** start of DATA EXTRACT **

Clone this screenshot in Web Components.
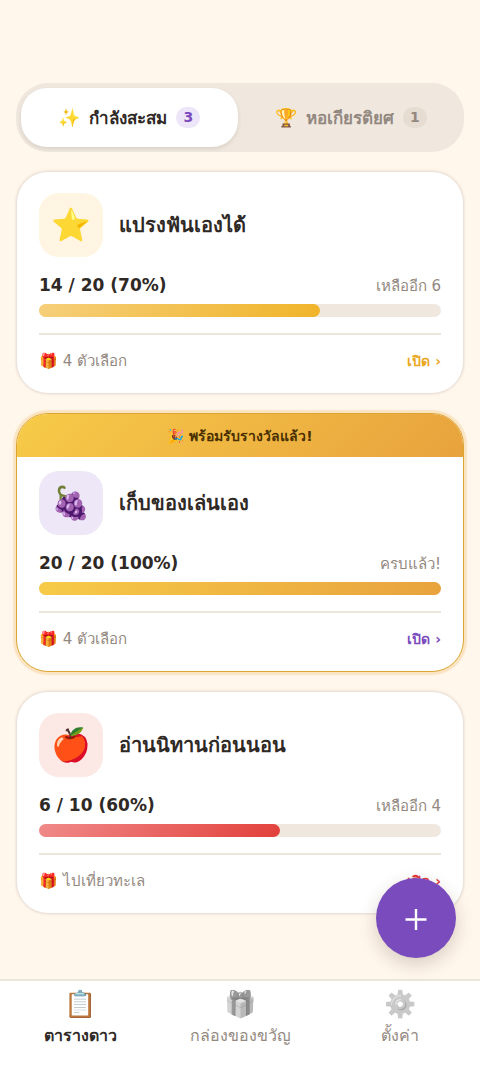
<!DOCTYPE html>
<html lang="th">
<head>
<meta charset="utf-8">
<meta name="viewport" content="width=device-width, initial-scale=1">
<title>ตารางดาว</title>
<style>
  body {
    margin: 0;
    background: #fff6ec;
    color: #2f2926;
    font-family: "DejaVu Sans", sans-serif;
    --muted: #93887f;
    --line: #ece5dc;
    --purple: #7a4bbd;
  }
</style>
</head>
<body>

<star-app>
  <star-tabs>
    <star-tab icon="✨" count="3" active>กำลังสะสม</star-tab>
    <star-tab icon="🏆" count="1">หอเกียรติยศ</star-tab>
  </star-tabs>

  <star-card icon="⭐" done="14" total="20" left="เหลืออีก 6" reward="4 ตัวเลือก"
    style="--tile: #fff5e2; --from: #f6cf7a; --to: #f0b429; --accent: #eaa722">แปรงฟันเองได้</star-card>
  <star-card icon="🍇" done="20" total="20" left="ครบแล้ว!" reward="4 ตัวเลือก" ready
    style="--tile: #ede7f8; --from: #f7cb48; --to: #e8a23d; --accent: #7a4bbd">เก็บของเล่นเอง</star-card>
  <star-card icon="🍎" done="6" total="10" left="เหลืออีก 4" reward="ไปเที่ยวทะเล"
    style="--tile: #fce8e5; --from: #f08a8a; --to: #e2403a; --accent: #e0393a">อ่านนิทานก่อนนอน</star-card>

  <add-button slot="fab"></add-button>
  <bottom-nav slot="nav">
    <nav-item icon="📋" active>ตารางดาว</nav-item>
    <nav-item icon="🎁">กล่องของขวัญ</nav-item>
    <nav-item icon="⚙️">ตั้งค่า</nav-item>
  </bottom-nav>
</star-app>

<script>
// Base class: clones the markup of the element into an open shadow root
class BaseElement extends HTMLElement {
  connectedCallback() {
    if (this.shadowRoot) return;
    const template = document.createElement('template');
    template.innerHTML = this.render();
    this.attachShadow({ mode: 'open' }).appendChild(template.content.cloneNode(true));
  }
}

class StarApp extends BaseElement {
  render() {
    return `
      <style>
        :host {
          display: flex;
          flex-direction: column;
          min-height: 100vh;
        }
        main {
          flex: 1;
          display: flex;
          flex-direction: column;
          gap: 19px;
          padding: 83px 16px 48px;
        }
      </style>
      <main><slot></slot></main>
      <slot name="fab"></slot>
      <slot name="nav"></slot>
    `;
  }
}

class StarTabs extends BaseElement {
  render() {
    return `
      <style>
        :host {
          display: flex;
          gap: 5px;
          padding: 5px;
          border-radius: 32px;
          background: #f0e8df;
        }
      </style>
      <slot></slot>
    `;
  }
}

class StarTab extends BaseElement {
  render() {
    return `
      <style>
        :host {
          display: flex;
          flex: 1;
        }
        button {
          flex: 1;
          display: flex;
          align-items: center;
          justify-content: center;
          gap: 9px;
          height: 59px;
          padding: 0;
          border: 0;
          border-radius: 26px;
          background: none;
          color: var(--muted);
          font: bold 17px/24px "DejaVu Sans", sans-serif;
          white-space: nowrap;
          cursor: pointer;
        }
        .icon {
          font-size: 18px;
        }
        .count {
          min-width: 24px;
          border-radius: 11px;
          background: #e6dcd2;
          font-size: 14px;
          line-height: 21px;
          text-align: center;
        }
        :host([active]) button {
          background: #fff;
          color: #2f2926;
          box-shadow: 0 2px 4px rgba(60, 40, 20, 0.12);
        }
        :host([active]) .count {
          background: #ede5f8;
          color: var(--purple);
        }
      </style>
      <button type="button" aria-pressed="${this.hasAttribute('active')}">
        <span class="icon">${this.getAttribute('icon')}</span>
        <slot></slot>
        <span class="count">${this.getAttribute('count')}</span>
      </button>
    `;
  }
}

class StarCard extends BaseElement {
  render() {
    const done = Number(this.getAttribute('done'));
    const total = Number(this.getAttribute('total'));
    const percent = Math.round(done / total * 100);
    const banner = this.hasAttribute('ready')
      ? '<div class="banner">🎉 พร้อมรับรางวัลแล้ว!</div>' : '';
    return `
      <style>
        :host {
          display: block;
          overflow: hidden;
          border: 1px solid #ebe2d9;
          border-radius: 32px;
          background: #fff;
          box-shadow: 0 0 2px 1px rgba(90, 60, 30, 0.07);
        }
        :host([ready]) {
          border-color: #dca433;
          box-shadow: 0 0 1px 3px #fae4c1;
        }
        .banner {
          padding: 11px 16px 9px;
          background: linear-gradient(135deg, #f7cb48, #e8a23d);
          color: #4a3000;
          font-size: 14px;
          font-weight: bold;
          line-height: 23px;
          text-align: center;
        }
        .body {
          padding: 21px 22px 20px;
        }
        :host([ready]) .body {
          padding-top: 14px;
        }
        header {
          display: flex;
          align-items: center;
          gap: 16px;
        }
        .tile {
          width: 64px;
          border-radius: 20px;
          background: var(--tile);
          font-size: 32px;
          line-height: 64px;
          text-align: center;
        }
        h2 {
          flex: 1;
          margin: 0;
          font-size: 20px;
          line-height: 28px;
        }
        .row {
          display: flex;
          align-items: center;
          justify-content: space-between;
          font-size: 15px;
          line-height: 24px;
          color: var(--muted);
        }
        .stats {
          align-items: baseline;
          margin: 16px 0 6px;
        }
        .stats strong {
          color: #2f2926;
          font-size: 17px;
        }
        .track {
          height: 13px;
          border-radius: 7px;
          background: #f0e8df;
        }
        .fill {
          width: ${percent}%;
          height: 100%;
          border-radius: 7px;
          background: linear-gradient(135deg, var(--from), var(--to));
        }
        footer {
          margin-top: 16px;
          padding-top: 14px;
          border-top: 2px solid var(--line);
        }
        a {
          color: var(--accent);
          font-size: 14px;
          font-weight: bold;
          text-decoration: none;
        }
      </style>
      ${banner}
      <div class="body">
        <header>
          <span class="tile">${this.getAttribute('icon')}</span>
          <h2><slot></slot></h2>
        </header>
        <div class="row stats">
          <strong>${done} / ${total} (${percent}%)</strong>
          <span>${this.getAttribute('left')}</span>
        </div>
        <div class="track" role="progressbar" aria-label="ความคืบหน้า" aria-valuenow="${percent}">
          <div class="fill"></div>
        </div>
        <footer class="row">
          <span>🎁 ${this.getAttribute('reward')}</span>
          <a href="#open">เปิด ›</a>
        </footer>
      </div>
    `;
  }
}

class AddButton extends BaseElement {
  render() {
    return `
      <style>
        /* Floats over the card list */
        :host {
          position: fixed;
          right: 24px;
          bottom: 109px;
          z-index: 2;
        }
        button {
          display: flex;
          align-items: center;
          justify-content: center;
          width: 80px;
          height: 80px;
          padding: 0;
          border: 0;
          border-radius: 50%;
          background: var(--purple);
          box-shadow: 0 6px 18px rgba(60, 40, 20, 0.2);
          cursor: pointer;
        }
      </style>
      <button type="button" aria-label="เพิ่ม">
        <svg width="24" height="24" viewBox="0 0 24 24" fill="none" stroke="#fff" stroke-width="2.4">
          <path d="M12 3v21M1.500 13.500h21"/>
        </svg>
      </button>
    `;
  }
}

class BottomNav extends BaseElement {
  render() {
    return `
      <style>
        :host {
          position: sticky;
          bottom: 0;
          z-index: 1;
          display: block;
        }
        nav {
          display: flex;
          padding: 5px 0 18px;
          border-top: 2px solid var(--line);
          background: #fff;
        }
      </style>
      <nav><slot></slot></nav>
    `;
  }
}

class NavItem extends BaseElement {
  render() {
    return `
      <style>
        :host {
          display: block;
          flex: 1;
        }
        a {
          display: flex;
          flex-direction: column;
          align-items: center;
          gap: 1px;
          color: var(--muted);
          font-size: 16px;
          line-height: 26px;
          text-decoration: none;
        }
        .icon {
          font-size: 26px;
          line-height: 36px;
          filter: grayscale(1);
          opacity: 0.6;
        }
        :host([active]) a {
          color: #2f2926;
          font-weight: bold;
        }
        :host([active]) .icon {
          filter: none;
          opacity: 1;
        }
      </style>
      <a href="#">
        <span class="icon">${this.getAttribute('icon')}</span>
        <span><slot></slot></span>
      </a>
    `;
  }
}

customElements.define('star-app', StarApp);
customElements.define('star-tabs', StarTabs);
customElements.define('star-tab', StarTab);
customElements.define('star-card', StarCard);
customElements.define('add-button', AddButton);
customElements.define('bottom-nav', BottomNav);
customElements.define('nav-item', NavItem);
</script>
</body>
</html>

** end of DATA EXTRACT **

§ **EXERCISE PROMPT**
Please quote the lines of the material, beginning with the first and ending with the one that contains "</star-app>", exactly as written and without any pictures.

§ **RESPONSE BELOW**
Clone this screenshot in Web Components.
<!DOCTYPE html>
<html lang="th">
<head>
<meta charset="utf-8">
<meta name="viewport" content="width=device-width, initial-scale=1">
<title>ตารางดาว</title>
<style>
  body {
    margin: 0;
    background: #fff6ec;
    color: #2f2926;
    font-family: "DejaVu Sans", sans-serif;
    --muted: #93887f;
    --line: #ece5dc;
    --purple: #7a4bbd;
  }
</style>
</head>
<body>

<star-app>
  <star-tabs>
    <star-tab icon="✨" count="3" active>กำลังสะสม</star-tab>
    <star-tab icon="🏆" count="1">หอเกียรติยศ</star-tab>
  </star-tabs>

  <star-card icon="⭐" done="14" total="20" left="เหลืออีก 6" reward="4 ตัวเลือก"
    style="--tile: #fff5e2; --from: #f6cf7a; --to: #f0b429; --accent: #eaa722">แปรงฟันเองได้</star-card>
  <star-card icon="🍇" done="20" total="20" left="ครบแล้ว!" reward="4 ตัวเลือก" ready
    style="--tile: #ede7f8; --from: #f7cb48; --to: #e8a23d; --accent: #7a4bbd">เก็บของเล่นเอง</star-card>
  <star-card icon="🍎" done="6" total="10" left="เหลืออีก 4" reward="ไปเที่ยวทะเล"
    style="--tile: #fce8e5; --from: #f08a8a; --to: #e2403a; --accent: #e0393a">อ่านนิทานก่อนนอน</star-card>

  <add-button slot="fab"></add-button>
  <bottom-nav slot="nav">
    <nav-item icon="📋" active>ตารางดาว</nav-item>
    <nav-item icon="🎁">กล่องของขวัญ</nav-item>
    <nav-item icon="⚙️">ตั้งค่า</nav-item>
  </bottom-nav>
</star-app>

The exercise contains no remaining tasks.